At one point in time I may have gotten a bit overwhelmed about how awesome cheese school was.
Me (possibly too excited, spoken very quickly and hopefully quietly): All this cheese and wine might be making me drunk. I love this cheese… what do you think it smells* like?!?!
Danimal (calmly): cheese
* Part of our assignment was to say what the cheese smelled like other than cheese.
Now here is why you should never mess with the cheese or travel gods and instead blindly follow them. The girl sitting behind us in cheese school looked very familiar. At the end of class she mentioned the same. After exchanging where we were from, we realized that we met last summer when Colin and I were on our amazing speaking expedition that took us through Dubai. The world is flat, y’all. I encourage you to get and out go places so you can reunite with amazing people over things as fabulous as cheese.
Brace yourselves, we are now in Brugge which is a thousand kinds of amazing. Details to follow…
Yesterday Danimal and I headed out to the countryside to see how the Dutch do things old school. We took a twenty-minute train ride from Amsterdam’s Central Station to the quaint town of Koog-Zaandijk.
In my opinion this is a town divided by a bridge. The tourist side of the bridge, which really exists for the sole purpose of showing visitors the heritage of the Netherlands, complete with kitschy gift shops where you can buy ceramic replicas of wooden shoes in every color possible. For as touristy as it was, I loved seeing the old windmills and the animals, plus it is nice to get a taste of the countryside.
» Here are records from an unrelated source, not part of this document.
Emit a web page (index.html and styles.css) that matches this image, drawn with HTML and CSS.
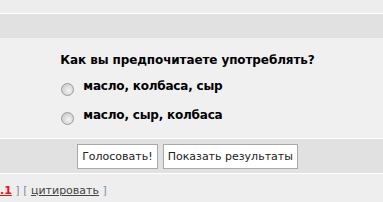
FILE: index.html
```html
<!DOCTYPE html>
<html lang="ru">
<head>
    <meta charset="UTF-8">
    <title>Голосование</title>
    <link rel="stylesheet" href="styles.css">
</head>
<body>
    <div class="top"></div>
    <div class="head"></div>
    <div class="poll">
        <div class="poll-box">
            <div class="question">Как вы предпочитаете употреблять?</div>
            <label class="option"><input type="radio" name="vote" value="1"> масло, колбаса, сыр</label>
            <label class="option"><input type="radio" name="vote" value="2"> масло, сыр, колбаса</label>
        </div>
    </div>
    <div class="actions">
        <button>Голосовать!</button>
        <button>Показать результаты</button>
    </div>
    <div class="footer">
        <a class="num" href="#">.1</a> <span class="br">]</span> <span class="br">[</span> <a class="quote" href="#">цитировать</a> <span class="br">]</span>
    </div>
</body>
</html>
```

FILE: styles.css
```css
body {
    margin: 0;
    font-family: "DejaVu Sans", Verdana, sans-serif;
    background-color: #eeeeee;
}
.top {
    height: 13px;
    background-color: #ededed;
    border-bottom: 1px solid #ffffff;
}
.head {
    height: 24px;
    background-color: #e1e1e1;
}
.poll {
    background-color: #f0f0f0;
    height: 100px;
    padding-right: 8px;
    border-bottom: 1px solid #ffffff;
    display: flex;
    justify-content: center;
}
.poll-box {
    padding-top: 15px;
    white-space: nowrap;
}
.question {
    font-size: 12px;
    font-weight: bold;
    letter-spacing: -0.1px;
    line-height: 15px;
    text-align: center;
    color: #000;
}
.option {
    display: flex;
    align-items: flex-start;
    gap: 9px;
    padding-left: 1px;
    font-size: 12px;
    font-weight: bold;
    letter-spacing: -0.2px;
    line-height: 15px;
    margin-top: 11px;
    color: #000;
}
.option + .option {
    margin-top: 14px;
}
.option input {
    appearance: none;
    -webkit-appearance: none;
    flex: none;
    width: 13px;
    height: 13px;
    margin: 4px 0 -2px 0;
    border: 1px solid #9a9a9a;
    border-radius: 50%;
    background: radial-gradient(circle at 60% 60%, #f4f4f4 0, #dcdcdc 45%, #c4c4c4 100%);
    box-sizing: border-box;
}
.actions {
    height: 35px;
    background-color: #e1e1e1;
    border-bottom: 1px solid #ffffff;
    padding-right: 8px;
    display: flex;
    justify-content: center;
    align-items: flex-start;
    gap: 5px;
    box-sizing: border-box;
    padding-top: 5px;
}
.actions button {
    height: 25px;
    padding: 0 4px;
    font-family: "DejaVu Sans", Verdana, sans-serif;
    font-size: 11px;
    color: #222;
    background-color: #ffffff;
    border: 1px solid #a9a9a9;
    border-radius: 0;
}
.footer {
    padding-top: 10px;
    font-size: 11px;
    line-height: 14px;
    color: #7d8ea8;
    white-space: nowrap;
}
.num {
    color: #ee1111;
    font-weight: bold;
}
.quote {
    color: #444444;
}
```
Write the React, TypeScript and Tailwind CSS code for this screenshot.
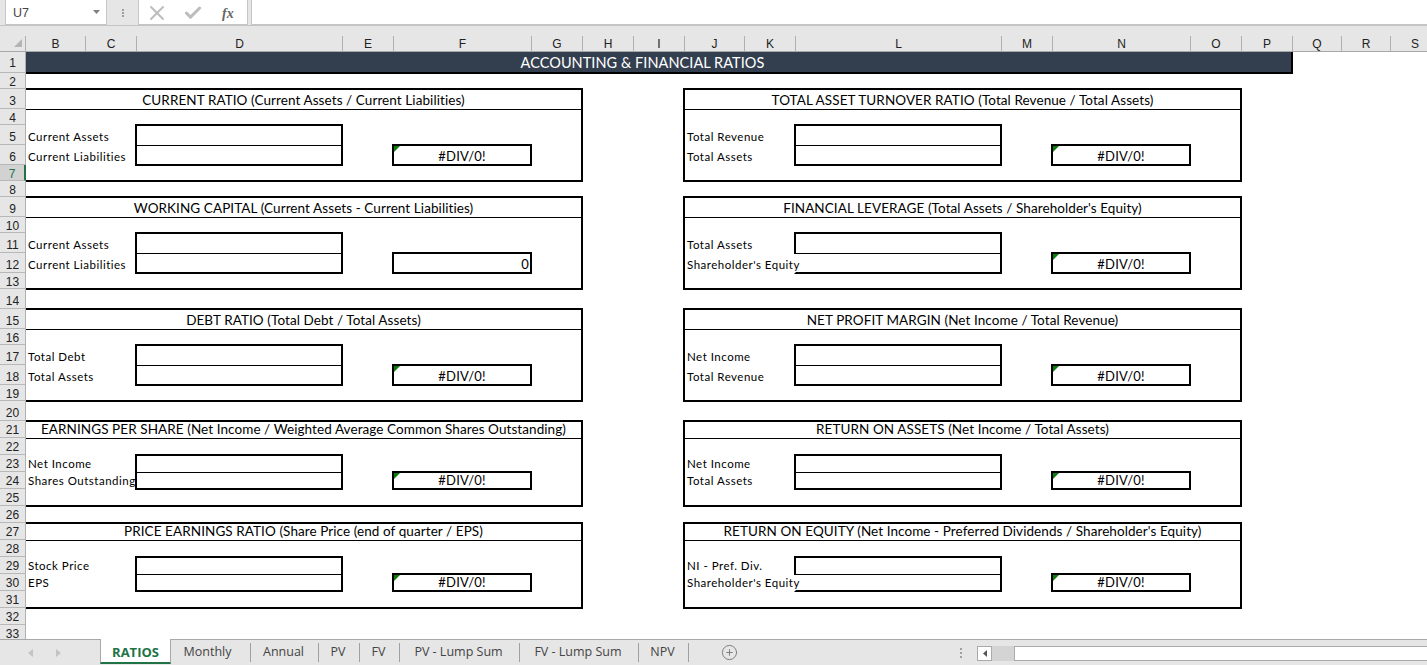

The other side of the bridge is where people actually live. The coziness of the homes and their spacing reminded me of all of the things I enjoy about Carmel, California. Danimal and I had some cocktails at a boutique hotel, D’vijf Broers, on the water before heading back. We give the atmosphere, service and cocktails two thumbs up. All in all, this was a good little side excursion.
[On an unrelated note: Have you hugged your travel agent today? Danimal and I used a travel agent for the first time ever on this trip. When we returned from the countryside yesterday we had an email from him saying we needed to Skype him because there was going to be a rail strike in Belgium. If it had not been for Paul, we would have had no idea and headed to the train station tomorrow expecting to go somewhere. He had us new train tickets and adjusted our hotel reservations in warp speed. In an industry that has changed dramatically thanks to Al Gore inventing the World Wide Web, we give Paul Henry major props and highly recommend his travel planning services. Thanks for saving us, Paul!]
If I was asked to describe Amsterdam in one word, I would effortlessly say, “charming”. Y’all, this place is absolutely adorable. We arrived to the hotel around 6:00am and immediately began exploring. Given the hour we were some of the few out in the streets… what a treat to see the City before it awoke.
We spent the majority of our first day just walking the streets. The architecture and the scale combined with the canals (I mean… over 1200 bridges here, folks) allow you to disappear into your surroundings… you really could just wander for days.
In addition to the canals are the quaint side alleys. I limited myself to 85 pictures of side alleys. Danimal insists that the number of pictures I’m taking makes us look more like tourists than his Braves hat would have.
Fun Fact (aka Nerd Fact) of the Day: Even with new construction the buildings here rely on exterior pulley systems to move furniture into upper levels because of the narrow staircases. We will definitely be needing this when we move into the place I’ve picked out for us in Amsterdam. (A girl can dream…)
I’m confident tomorrow will be ‘charming’ as well when we head to the countryside.